USDT vs USDC: what's the difference?
In short: USDT and USDC are both digital US dollars — each pegged one-to-one to the dollar and backed by reserves. The differences are who issues them, how they're regulated, and where they're used. USDT (Tether) is the largest and dominates emerging markets and cross-border flows. USDC (Circle) leans on regulation and transparency and is favoured by US and institutional users. Together they are about 93% of the entire stablecoin market.

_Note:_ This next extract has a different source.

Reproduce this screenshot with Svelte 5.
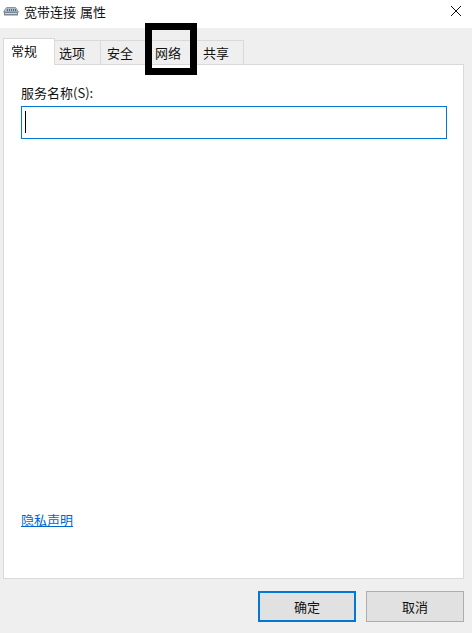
<script lang="ts">
	const tabs = ['常规', '选项', '安全', '网络', '共享'];
	let active = $state(0);
	let service = $state('');
</script>

<div class="dialog">
	<header class="titlebar">
		<svg class="net-icon" width="16" height="12" viewBox="0 0 16 12" aria-hidden="true">
			<path d="M3.5 2.5h9L15.5 7H.5z" fill="#b4bcc4" stroke="#8b949c" stroke-width="1" />
			<path d="M1 7h14v3.5H1z" fill="#7c8790" />
			<path d="M4 5h1M6 5h1M8 5h1M10 5h1M12 5h1" stroke="#3f6f9f" stroke-width="2" />
			<path d="M2 8.5h12" stroke="#cfd5da" stroke-width="1" />
		</svg>
		<span class="title">宽带连接 属性</span>
		<button class="close" aria-label="关闭">
			<svg width="10" height="10" viewBox="0 0 10 10" aria-hidden="true">
				<path d="M0 0l10 10M10 0L0 10" stroke="#111" stroke-width="1" fill="none" />
			</svg>
		</button>
	</header>

	<div class="body">
		<nav class="tabs">
			{#each tabs as tab, i (tab)}
				<button class="tab" class:active={i === active} onclick={() => (active = i)}>{tab}</button>
			{/each}
		</nav>

		<section class="panel">
			<label class="field">
				<span>服务名称(S):</span>
				<span class="input-wrap">
					<input bind:value={service} />
					<i class="caret"></i>
				</span>
			</label>
			<a class="privacy" href="#privacy">隐私声明</a>
		</section>

		<footer class="actions">
			<button class="btn primary">确定</button>
			<button class="btn">取消</button>
		</footer>
	</div>

	<div class="highlight"></div>
</div>

<style>
	:global(body) {
		margin: 0;
	}

	.dialog {
		position: relative;
		width: 472px;
		height: 633px;
		display: flex;
		flex-direction: column;
		overflow: hidden;
		background: #fff;
		font-family: "Noto Sans CJK SC", "Liberation Sans", sans-serif;
		font-size: 13px;
		color: #111;
	}

	.titlebar {
		height: 28px;
		flex: none;
		display: flex;
		align-items: flex-start;
		padding-left: 3px;
		background: #fff;
	}

	.net-icon {
		margin: 5px 5px 0 0;
	}

	.title {
		flex: 1;
		line-height: 24px;
		word-spacing: 1px;
	}

	.close {
		width: 32px;
		height: 22px;
		padding: 0;
		display: flex;
		align-items: center;
		justify-content: center;
		background: none;
		border: none;
	}

	.body {
		flex: 1;
		display: flex;
		flex-direction: column;
		padding: 0 8px 0 3px;
		background: #efefef;
	}

	.tabs {
		height: 37px;
		flex: none;
		display: flex;
		align-items: flex-end;
		margin-bottom: -1px;
		position: relative;
		z-index: 1;
	}

	.tab {
		width: 49px;
		height: 24px;
		margin-left: -1px;
		margin-bottom: 1px;
		padding: 0 0 0 6px;
		text-align: left;
		background: #efefef;
		border: 1px solid #d9d9d9;
		border-bottom: none;
		font: inherit;
		line-height: 23px;
		color: inherit;
	}

	.tab:first-child {
		width: 52px;
		height: 27px;
		margin-left: 0;
		margin-bottom: 0;
		padding: 0 0 5px 7px;
		background: #fff;
	}

	.tab:nth-child(2) {
		width: 47px;
		padding-left: 4px;
	}

	.tab:last-child {
		width: 48px;
	}

	.panel {
		height: 515px;
		flex: none;
		box-sizing: border-box;
		display: flex;
		flex-direction: column;
		justify-content: space-between;
		padding: 19px 16px 49px 17px;
		background: #fff;
		border: 1px solid #d9d9d9;
	}

	.field {
		display: flex;
		flex-direction: column;
		gap: 4px;
		line-height: 18px;
	}

	.input-wrap {
		position: relative;
		display: block;
	}

	input {
		display: block;
		width: 100%;
		height: 33px;
		box-sizing: border-box;
		padding: 0 4px;
		border: 1px solid #0078d7;
		outline: none;
		font: inherit;
	}

	.caret {
		position: absolute;
		left: 4px;
		top: 5px;
		width: 1px;
		height: 22px;
		background: #000;
	}

	.privacy {
		align-self: flex-start;
		line-height: 18px;
		color: #0066cc;
	}

	.actions {
		display: flex;
		justify-content: flex-end;
		gap: 10px;
		margin-top: 12px;
	}

	.btn {
		width: 98px;
		height: 31px;
		box-sizing: border-box;
		padding: 0;
		background: #e1e1e1;
		border: 1px solid #adadad;
		font: inherit;
		color: inherit;
	}

	.btn.primary {
		border: 2px solid #0078d7;
	}

	.highlight {
		position: absolute;
		left: 145px;
		top: 23px;
		width: 52px;
		height: 52px;
		box-sizing: border-box;
		border: 7px solid #000;
		pointer-events: none;
		z-index: 2;
	}
</style>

Once you understand what a stablecoin is, the next question everyone asks is which one — USDT or USDC? They look almost identical on the surface. Both are worth one US dollar. Both move over the internet in seconds. But the differences matter, especially depending on where in the world you operate.
What they have in common
Start with the similarities, because they're the bigger story:
- Both are dollar stablecoins — designed to always equal one US dollar.
- Both are fully reserve-backed — each token represents a real dollar held in cash and short-term US government debt.
- Both move on the same kind of digital rails, settling globally, around the clock, in minutes.
- Both are redeemable — you can convert them back to real dollars through the issuer.
For most practical purposes — paying a supplier, holding value in dollars, settling across a border — they do the same job.
USDT (Tether)
- Launched: 2014 — the original stablecoin, and the one that proved the model.
- Issuer: Tether.
- Size & reach: the largest stablecoin in the world, with a market value well over $180 billion, and by far the most liquid and widely accepted.
- Where it dominates: emerging markets — Africa, Latin America, Asia, the Middle East. In the USD-scarce corridors we focus on, USDT is usually the dollar that is actually available on the ground. When a Nigerian importer or an Argentine saver reaches for a digital dollar, it is most often USDT.
USDT's strength is ubiquity and liquidity. It is the dollar of the real-world, cross-border, emerging-market economy.
USDC (Circle)
- Launched: 2018.
- Issuer: Circle, a US-based, publicly listed company.
- Positioning: built around regulation, transparency, and compliance — Circle leans heavily into being the "regulated" dollar stablecoin, with detailed reserve reporting.
- Where it's strong: the United States, Europe, and among regulated institutions, banks, and fintechs that prioritise a US-regulated counterparty.
USDC's strength is its regulatory posture. It is often the dollar of choice for institutions that need to satisfy compliance teams and US oversight.
The practical difference
The honest summary is geographic and institutional:
- If your world is emerging-market and cross-border, USDT is usually where the liquidity is.
- If your world is US-facing, institutional, and regulation-first, USDC is often preferred.
Neither is "better" in the abstract. They serve different ends of the same market, and the gap between them narrows as regulation matures everywhere (see our Regulation section on the GENIUS and CLARITY Acts).
How we think about it
We are not loyal to one token. A treasury-infrastructure business should be rail-agnostic — able to work across USDT and USDC, and to convert between them and local currencies, depending on what a specific corridor and a specific client require. The job is not to pick a favourite stablecoin. It is to orchestrate across whichever regulated dollar gives the client the best access, liquidity, and compliance fit for their corridor.
The one-line version to remember: USDT and USDC are both digital dollars — USDT is the liquidity leader in emerging markets, USDC is the regulation-first choice for institutions, and the smart approach is to use whichever fits the corridor rather than betting on one.